- Available data

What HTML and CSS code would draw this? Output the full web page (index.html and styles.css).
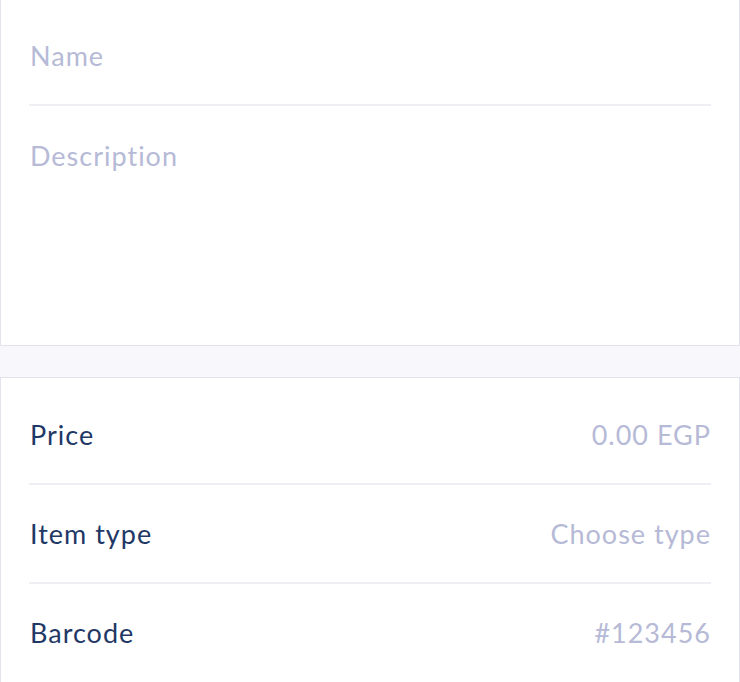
FILE: index.html
```html
<!DOCTYPE html>
<html>
<head>
<meta charset="utf-8">
<link rel="stylesheet" href="styles.css">
</head>
<body>
<div class="card card-top">
  <div class="row">
    <span class="placeholder">Name</span>
  </div>
  <div class="divider"></div>
  <div class="desc">
    <span class="placeholder">Description</span>
  </div>
</div>
<div class="gap"></div>
<div class="card card-bottom">
  <div class="row">
    <span class="label">Price</span>
    <span class="placeholder">0.00 EGP</span>
  </div>
  <div class="divider"></div>
  <div class="row">
    <span class="label">Item type</span>
    <span class="placeholder">Choose type</span>
  </div>
  <div class="divider"></div>
  <div class="row">
    <span class="label">Barcode</span>
    <span class="placeholder">#123456</span>
  </div>
</div>
</body>
</html>
```

FILE: styles.css
```css
html, body {
  margin: 0;
  padding: 0;
  background: #f8f8fc;
  font-family: Lato, "Open Sans", sans-serif;
}
.card {
  background: #ffffff;
  border: 1px solid #e3e3ee;
  padding: 0 28px;
}
.card-top {
  border-top: none;
  padding-top: 7px;
  height: 338px;
}
.card-bottom {
  padding-top: 8px;
  height: 320px;
}
.gap {
  height: 31px;
}
.row {
  height: 97px;
  display: flex;
  align-items: center;
  justify-content: space-between;
  padding: 0 0 0 1px;
}
.divider {
  height: 2px;
  background: #efeff3;
}
.desc {
  padding: 33px 1px 0;
}
.placeholder,
.label {
  font-size: 27px;
  letter-spacing: 1px;
}
.placeholder {
  color: #b6bad6;
}
.label {
  color: #1f3866;
}
```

- Aim
Without the pictures, write out the whole listing above exactly as it appears.

- Exercise response
What HTML and CSS code would draw this? Output the full web page (index.html and styles.css).
FILE: index.html
```html
<!DOCTYPE html>
<html>
<head>
<meta charset="utf-8">
<link rel="stylesheet" href="styles.css">
</head>
<body>
<div class="card card-top">
  <div class="row">
    <span class="placeholder">Name</span>
  </div>
  <div class="divider"></div>
  <div class="desc">
    <span class="placeholder">Description</span>
  </div>
</div>
<div class="gap"></div>
<div class="card card-bottom">
  <div class="row">
    <span class="label">Price</span>
    <span class="placeholder">0.00 EGP</span>
  </div>
  <div class="divider"></div>
  <div class="row">
    <span class="label">Item type</span>
    <span class="placeholder">Choose type</span>
  </div>
  <div class="divider"></div>
  <div class="row">
    <span class="label">Barcode</span>
    <span class="placeholder">#123456</span>
  </div>
</div>
</body>
</html>
```

FILE: styles.css
```css
html, body {
  margin: 0;
  padding: 0;
  background: #f8f8fc;
  font-family: Lato, "Open Sans", sans-serif;
}
.card {
  background: #ffffff;
  border: 1px solid #e3e3ee;
  padding: 0 28px;
}
.card-top {
  border-top: none;
  padding-top: 7px;
  height: 338px;
}
.card-bottom {
  padding-top: 8px;
  height: 320px;
}
.gap {
  height: 31px;
}
.row {
  height: 97px;
  display: flex;
  align-items: center;
  justify-content: space-between;
  padding: 0 0 0 1px;
}
.divider {
  height: 2px;
  background: #efeff3;
}
.desc {
  padding: 33px 1px 0;
}
.placeholder,
.label {
  font-size: 27px;
  letter-spacing: 1px;
}
.placeholder {
  color: #b6bad6;
}
.label {
  color: #1f3866;
}
```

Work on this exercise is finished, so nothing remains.